Unlike Molokai, it seems they are more open to change.

That said, the only thing Lanai has to worry about is the haoles who want to retire to Hawaii and make sure nothing changes.
Getting Older

Honolulu, HI

#6 Apr 28, 2009
The largest landholder of Lanai and the owner of most of Lanai City are the same. He owns the store pictured. Because he owns the land, he's the largest and sole developer. So he's threatening himself and begging to be saved by government funding or preferential treatment that the new listing allows. Neat trick.
Fisherman

Lanai City, HI

#7 Apr 28, 2009
JoeLocal wrote:
Lanai is Lanai.
Unlike Molokai, it seems they are more open to change.
That said, the only thing Lanai has to worry about is the haoles who want to retire to Hawaii and make sure nothing changes.
Who is the "Lanai" that has to worry?
So if haoles don't want changes, that's bad.
If haoles want changes, that's bad.
Sounds like racial prejudice to me.
You know, there are a lot of other races moving here too.
JoeLocal

Honolulu, HI

#8 Apr 28, 2009
Fisherman wrote:
<quoted text>
Who is the "Lanai" that has to worry?
So if haoles don't want changes, that's bad.
If haoles want changes, that's bad.
Sounds like racial prejudice to me.
You know, there are a lot of other races moving here too.
Sorry - I don't want to single out the white haole. Lets say non locals, the ones who just moved there.

(I assume "Fisherman" is white - so no be affended)
Windward side

Pearl City, HI

#9 Apr 28, 2009
The designation is an awareness thing -- sort of like the most endangered species list conveys which species are rare and in trouble. They don't get money for it.

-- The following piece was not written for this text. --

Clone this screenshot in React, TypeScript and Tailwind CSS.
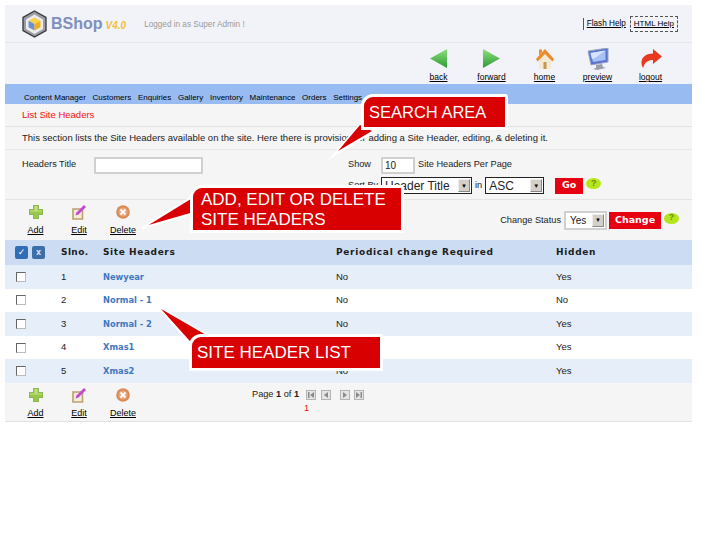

I think other articles explained why Lanai City is historic better than this one did. It's the last intact place from the plantation era -- which is why many of us are here today, by the way. This article didn't explain what the others did-- that Lanai is historic the same way Haleiwa is historic--most of the buildings by themselves might not be incredibly historic, but once you look at them as a whole town, its historic. In other words, the buildings are important because they are a group. That's why we -- and everyone on the North Shore have to speak up when they try to put a McDonalds in the middle of Haleiwa or some developer buys a little house, then tries to rezone, demolish and build a strip mall. One bad seed would destroy the whole place.

Unlike here on Oahu, the residents can't really make too much of a stink there on Lanai. Castle and Cooke is the employer or land lord for almost everyone living there-- so it's probably a good thing that the visitors from the mainland and those of us on other islands are raising the stink about it.

And Lanai (Castle and Cooke) doesn't have to choose either their history or a modern grocery store (or any amenity for that matter.) They can have both if Castle and Cooke would just decide to build it in a neighboring lot that doesn't already have something historic on it.
JoeLocal

Honolulu, HI

#10 Apr 29, 2009
Windward side wrote:
The designation is an awareness thing -- sort of like the most endangered species list conveys which species are rare and in trouble. They don't get money for it.
I think other articles explained why Lanai City is historic better than this one did. It's the last intact place from the plantation era -- which is why many of us are here today, by the way. This article didn't explain what the others did-- that Lanai is historic the same way Haleiwa is historic--most of the buildings by themselves might not be incredibly historic, but once you look at them as a whole town, its historic. In other words, the buildings are important because they are a group. That's why we -- and everyone on the North Shore have to speak up when they try to put a McDonalds in the middle of Haleiwa or some developer buys a little house, then tries to rezone, demolish and build a strip mall. One bad seed would destroy the whole place.
Unlike here on Oahu, the residents can't really make too much of a stink there on Lanai. Castle and Cooke is the employer or land lord for almost everyone living there-- so it's probably a good thing that the visitors from the mainland and those of us on other islands are raising the stink about it.
And Lanai (Castle and Cooke) doesn't have to choose either their history or a modern grocery store (or any amenity for that matter.) They can have both if Castle and Cooke would just decide to build it in a neighboring lot that doesn't already have something historic on it.
Good points, but don't speak for the people of Lanai.

I'm sure some want to "keep it country" but others want to get a modern grocery store and not have to catch the ferry over to Lahaina.

Don't be like the Sierra Club and "represent the people" when you aren't one yourself.